Exercise directions: Using the entries that follow, collect the lines where the word "page" appears.

(begin)

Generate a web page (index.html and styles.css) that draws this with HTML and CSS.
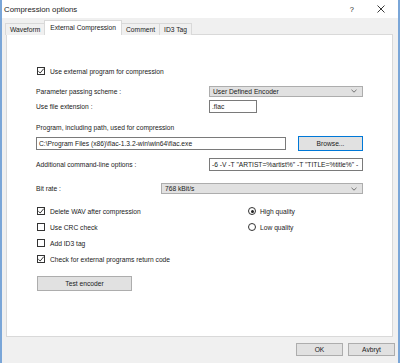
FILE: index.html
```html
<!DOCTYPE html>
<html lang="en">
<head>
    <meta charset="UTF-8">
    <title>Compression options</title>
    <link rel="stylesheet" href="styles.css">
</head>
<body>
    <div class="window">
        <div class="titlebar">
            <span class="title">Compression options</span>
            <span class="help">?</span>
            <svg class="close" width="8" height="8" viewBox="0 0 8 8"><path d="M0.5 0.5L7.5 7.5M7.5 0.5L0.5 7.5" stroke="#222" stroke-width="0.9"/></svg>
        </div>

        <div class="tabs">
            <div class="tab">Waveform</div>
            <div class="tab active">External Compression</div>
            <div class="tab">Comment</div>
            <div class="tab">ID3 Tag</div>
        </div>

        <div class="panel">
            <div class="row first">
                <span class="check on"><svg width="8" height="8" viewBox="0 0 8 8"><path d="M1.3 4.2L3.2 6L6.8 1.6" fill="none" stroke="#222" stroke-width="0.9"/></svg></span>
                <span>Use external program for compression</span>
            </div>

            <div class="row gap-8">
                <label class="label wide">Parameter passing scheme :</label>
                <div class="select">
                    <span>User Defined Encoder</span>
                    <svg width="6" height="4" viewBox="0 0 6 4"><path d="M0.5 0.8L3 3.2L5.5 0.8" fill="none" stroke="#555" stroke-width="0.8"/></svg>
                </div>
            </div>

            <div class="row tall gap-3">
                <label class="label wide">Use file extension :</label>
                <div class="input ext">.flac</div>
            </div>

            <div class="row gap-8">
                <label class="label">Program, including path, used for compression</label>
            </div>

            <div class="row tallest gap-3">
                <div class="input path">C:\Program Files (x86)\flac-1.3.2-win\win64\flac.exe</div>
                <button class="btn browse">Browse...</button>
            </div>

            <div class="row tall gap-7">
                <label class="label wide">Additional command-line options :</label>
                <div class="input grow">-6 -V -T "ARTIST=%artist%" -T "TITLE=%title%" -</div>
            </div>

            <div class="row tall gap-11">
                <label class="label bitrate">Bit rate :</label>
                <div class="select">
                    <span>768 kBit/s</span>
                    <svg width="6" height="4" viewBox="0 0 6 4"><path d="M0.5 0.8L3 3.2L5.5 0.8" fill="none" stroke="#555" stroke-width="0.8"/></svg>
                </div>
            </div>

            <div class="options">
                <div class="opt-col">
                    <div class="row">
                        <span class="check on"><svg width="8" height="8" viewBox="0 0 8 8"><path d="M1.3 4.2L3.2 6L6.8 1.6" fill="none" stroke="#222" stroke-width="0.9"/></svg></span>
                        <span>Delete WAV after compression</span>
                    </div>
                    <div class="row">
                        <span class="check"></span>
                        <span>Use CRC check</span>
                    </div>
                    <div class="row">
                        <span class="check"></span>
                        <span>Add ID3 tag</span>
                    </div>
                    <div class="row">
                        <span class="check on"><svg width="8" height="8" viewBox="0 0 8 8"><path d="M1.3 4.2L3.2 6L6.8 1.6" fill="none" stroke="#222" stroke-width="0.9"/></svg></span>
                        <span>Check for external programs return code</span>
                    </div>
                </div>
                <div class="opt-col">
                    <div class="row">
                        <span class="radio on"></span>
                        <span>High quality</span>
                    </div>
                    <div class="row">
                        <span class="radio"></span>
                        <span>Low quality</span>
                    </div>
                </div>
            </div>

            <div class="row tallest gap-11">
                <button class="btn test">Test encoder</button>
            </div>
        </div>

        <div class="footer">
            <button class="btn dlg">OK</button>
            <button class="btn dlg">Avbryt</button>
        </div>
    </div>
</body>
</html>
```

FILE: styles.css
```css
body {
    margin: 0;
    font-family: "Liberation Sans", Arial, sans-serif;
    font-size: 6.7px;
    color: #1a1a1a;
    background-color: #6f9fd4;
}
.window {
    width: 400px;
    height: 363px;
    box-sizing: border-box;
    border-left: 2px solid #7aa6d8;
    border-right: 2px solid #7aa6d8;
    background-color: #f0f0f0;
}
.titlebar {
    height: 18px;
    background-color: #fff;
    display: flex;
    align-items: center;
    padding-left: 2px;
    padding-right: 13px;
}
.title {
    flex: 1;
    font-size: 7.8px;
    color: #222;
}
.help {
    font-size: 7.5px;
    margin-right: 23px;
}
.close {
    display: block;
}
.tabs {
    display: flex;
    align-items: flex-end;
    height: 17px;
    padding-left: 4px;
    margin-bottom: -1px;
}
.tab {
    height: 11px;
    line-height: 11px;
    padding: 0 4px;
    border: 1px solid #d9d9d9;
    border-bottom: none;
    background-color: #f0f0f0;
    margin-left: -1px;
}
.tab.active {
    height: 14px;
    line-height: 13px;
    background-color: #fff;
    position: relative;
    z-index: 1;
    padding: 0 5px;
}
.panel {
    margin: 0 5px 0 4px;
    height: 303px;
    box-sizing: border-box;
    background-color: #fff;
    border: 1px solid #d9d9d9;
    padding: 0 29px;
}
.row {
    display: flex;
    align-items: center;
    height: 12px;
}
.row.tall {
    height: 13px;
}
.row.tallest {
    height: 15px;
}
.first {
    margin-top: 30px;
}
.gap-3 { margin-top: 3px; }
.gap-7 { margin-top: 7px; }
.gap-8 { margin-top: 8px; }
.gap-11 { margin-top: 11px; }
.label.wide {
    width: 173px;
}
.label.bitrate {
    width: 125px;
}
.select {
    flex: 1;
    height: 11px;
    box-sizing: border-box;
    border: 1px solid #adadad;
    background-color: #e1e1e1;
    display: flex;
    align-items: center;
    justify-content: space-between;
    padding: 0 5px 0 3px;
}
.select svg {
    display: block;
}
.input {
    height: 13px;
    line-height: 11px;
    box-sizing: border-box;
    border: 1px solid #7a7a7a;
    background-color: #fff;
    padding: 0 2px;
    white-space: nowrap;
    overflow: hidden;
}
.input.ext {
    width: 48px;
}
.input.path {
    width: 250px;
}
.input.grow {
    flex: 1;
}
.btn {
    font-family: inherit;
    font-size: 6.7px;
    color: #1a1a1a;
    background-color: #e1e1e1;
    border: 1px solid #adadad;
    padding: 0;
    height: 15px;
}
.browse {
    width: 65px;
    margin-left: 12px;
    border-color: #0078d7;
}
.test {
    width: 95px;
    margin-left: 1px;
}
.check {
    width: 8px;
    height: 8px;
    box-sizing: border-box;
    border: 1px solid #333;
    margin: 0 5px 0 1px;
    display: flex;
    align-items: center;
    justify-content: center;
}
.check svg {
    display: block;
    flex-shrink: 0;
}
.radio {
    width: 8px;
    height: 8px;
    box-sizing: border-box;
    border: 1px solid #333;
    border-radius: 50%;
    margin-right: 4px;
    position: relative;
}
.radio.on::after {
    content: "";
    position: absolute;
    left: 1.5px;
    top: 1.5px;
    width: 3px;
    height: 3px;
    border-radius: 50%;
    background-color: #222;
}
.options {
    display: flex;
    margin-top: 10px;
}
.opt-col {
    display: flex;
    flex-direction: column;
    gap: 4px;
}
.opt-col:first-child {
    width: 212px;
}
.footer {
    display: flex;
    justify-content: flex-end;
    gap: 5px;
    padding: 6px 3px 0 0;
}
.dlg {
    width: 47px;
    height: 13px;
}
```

(end)
(begin)

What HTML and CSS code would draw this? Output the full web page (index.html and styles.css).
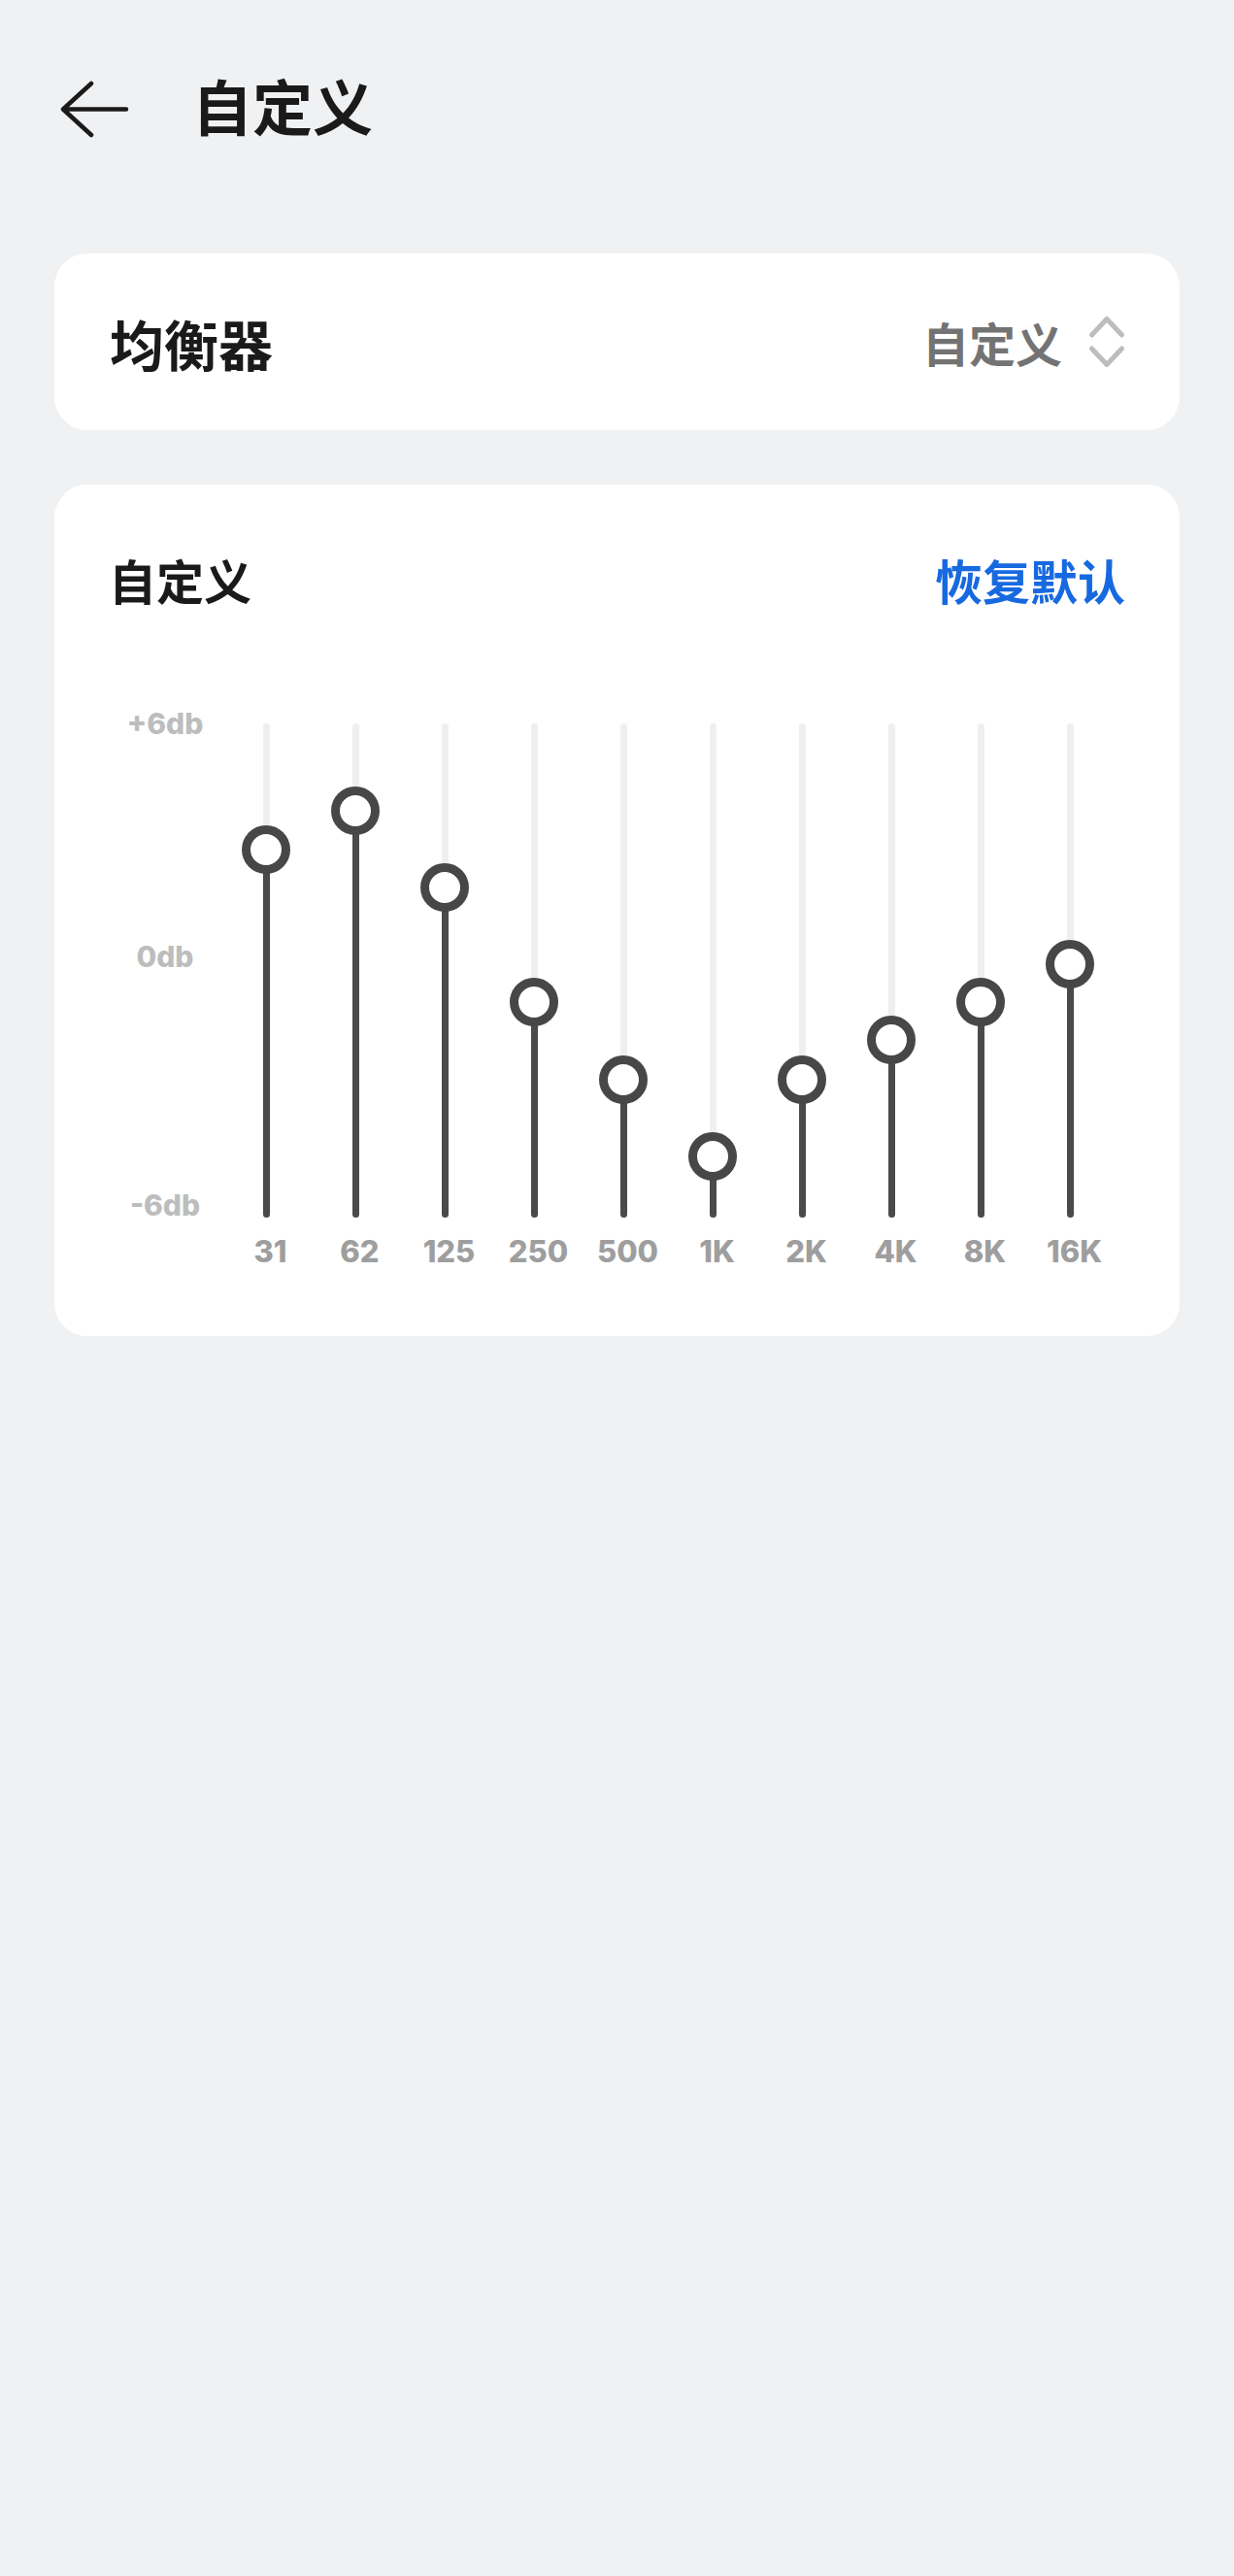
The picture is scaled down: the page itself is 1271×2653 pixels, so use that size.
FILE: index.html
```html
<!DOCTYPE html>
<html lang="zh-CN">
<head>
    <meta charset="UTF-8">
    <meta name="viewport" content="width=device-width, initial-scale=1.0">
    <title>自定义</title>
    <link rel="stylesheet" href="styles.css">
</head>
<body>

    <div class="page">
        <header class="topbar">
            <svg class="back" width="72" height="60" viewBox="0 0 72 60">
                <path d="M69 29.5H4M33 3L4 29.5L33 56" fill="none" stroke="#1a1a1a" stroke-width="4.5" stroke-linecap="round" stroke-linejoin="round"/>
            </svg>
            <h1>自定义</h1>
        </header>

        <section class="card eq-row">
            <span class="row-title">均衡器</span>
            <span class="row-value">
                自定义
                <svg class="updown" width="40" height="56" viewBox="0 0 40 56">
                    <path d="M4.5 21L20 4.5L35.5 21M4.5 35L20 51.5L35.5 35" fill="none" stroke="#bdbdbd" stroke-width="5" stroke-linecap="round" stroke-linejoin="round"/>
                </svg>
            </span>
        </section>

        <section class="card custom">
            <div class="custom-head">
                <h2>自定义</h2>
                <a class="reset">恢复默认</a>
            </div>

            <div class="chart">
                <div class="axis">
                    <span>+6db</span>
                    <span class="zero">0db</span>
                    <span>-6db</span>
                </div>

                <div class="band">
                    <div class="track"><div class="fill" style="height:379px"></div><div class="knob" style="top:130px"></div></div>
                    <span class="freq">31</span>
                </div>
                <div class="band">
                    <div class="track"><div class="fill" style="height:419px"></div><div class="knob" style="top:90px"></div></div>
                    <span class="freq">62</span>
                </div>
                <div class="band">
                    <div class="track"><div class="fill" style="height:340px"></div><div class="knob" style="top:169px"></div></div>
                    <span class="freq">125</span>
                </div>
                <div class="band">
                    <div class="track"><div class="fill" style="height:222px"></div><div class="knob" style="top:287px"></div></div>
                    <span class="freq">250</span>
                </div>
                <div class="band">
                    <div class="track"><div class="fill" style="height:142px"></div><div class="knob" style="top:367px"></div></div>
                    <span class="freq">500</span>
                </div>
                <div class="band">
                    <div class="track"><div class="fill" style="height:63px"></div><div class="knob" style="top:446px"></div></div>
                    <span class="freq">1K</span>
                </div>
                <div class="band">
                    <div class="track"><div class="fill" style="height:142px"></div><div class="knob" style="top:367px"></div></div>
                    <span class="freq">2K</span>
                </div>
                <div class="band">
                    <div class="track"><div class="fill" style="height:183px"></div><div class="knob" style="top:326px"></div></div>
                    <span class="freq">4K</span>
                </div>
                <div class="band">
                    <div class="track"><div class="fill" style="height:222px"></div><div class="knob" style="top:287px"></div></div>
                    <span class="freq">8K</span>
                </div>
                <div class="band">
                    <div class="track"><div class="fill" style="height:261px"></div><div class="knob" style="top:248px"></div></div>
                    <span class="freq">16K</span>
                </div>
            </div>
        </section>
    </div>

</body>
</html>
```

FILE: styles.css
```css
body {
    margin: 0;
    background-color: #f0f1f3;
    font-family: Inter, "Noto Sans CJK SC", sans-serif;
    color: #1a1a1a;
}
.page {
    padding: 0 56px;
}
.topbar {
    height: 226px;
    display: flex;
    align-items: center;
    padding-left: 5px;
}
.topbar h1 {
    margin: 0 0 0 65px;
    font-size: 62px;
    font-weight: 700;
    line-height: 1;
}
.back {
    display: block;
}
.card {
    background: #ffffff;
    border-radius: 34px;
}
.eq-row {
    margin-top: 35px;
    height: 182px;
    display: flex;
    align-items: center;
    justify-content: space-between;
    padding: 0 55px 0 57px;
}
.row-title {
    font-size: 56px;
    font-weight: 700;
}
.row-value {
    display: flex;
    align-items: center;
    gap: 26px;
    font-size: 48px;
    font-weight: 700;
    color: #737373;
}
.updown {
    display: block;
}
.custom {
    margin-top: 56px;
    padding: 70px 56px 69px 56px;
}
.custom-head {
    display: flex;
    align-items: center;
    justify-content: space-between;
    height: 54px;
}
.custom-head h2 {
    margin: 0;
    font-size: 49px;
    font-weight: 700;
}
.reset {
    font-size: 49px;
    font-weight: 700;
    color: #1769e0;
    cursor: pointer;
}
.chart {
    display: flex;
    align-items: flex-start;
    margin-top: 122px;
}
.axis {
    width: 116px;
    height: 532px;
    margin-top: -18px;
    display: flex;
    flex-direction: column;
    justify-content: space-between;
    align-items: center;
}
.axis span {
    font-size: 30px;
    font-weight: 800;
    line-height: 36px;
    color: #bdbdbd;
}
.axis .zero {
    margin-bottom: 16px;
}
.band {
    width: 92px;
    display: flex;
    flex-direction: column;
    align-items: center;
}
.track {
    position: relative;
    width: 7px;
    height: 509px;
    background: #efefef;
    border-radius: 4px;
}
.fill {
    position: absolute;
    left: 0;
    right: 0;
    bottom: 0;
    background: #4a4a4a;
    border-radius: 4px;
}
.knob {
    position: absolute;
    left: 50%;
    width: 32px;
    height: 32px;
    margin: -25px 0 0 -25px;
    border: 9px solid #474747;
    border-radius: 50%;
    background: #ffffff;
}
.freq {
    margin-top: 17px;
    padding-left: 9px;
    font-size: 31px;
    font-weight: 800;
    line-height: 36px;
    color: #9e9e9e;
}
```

(end)
(begin)

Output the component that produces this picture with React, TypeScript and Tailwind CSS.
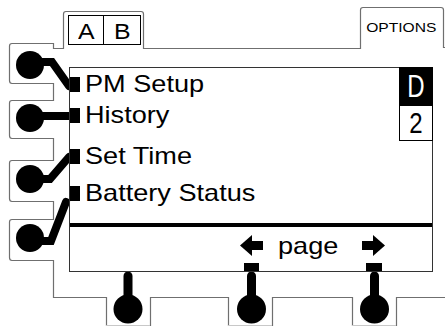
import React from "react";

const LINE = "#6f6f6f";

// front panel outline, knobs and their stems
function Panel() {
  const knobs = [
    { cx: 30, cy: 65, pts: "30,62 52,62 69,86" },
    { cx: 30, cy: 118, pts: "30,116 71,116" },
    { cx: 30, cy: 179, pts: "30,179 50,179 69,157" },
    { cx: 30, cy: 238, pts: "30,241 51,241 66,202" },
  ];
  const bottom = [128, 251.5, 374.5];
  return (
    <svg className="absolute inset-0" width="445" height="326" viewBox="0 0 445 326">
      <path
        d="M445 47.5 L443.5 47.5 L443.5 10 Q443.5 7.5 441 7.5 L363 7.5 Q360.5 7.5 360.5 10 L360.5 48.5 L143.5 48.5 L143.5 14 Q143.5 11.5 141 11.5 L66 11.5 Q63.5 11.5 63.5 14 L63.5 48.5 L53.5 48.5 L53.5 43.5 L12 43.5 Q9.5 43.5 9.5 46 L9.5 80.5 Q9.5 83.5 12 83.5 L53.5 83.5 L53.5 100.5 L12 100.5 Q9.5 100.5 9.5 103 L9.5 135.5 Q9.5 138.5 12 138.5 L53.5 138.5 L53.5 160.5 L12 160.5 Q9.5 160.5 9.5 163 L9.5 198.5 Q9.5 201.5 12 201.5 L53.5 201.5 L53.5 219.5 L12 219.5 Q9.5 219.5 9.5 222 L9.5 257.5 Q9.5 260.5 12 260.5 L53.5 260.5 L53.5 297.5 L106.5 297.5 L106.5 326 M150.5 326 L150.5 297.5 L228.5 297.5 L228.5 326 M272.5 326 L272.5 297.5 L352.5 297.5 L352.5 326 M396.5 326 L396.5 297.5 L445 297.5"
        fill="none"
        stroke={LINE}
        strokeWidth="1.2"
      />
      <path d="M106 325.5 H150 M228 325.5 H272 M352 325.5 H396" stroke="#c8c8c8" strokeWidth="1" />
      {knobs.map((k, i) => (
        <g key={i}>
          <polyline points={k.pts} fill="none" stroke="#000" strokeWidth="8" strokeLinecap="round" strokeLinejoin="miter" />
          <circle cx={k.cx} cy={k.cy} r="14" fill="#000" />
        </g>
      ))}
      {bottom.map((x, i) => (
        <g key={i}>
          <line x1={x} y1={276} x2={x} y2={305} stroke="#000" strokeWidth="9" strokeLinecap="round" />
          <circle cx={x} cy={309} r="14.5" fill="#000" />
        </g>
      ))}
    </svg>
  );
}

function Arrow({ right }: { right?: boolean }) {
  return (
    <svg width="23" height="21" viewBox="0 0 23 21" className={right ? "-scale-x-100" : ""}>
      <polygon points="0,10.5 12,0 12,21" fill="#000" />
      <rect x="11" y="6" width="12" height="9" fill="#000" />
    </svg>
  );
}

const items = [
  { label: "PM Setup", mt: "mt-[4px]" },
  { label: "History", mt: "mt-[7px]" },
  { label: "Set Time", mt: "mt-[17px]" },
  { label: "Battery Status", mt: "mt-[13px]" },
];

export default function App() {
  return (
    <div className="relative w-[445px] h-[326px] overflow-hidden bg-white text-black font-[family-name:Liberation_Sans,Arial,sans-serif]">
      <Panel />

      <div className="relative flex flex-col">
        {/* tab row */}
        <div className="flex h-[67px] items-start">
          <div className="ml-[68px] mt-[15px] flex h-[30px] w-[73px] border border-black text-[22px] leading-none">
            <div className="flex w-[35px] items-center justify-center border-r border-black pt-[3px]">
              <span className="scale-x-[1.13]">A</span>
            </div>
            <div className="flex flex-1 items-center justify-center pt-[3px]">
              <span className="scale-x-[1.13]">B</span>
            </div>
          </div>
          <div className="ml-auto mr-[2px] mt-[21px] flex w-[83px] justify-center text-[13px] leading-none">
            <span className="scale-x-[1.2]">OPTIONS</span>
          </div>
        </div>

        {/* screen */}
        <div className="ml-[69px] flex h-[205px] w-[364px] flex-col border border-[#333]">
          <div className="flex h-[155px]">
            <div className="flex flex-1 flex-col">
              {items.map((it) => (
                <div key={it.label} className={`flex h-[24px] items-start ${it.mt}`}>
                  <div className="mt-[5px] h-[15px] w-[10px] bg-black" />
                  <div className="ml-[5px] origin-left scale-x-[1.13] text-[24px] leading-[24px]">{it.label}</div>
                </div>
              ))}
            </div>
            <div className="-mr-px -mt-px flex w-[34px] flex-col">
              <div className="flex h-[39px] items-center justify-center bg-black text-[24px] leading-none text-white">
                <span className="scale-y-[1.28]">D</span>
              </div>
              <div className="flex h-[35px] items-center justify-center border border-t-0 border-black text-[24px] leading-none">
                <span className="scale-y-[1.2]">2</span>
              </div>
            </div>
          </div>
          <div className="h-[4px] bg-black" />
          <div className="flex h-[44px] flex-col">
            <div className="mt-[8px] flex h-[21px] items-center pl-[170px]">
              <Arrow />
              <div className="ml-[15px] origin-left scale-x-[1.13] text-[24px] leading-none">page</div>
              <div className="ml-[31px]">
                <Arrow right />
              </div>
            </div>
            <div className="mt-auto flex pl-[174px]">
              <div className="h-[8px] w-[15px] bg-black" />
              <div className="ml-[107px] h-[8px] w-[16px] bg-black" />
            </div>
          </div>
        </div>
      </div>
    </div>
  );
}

(end)

Exercise answer:
Generate a web page (index.html and styles.css) that draws this with HTML and CSS.
What HTML and CSS code would draw this? Output the full web page (index.html and styles.css).
The picture is scaled down: the page itself is 1271×2653 pixels, so use that size.
    <div class="page">
.page {
              <div className="ml-[15px] origin-left scale-x-[1.13] text-[24px] leading-none">page</div>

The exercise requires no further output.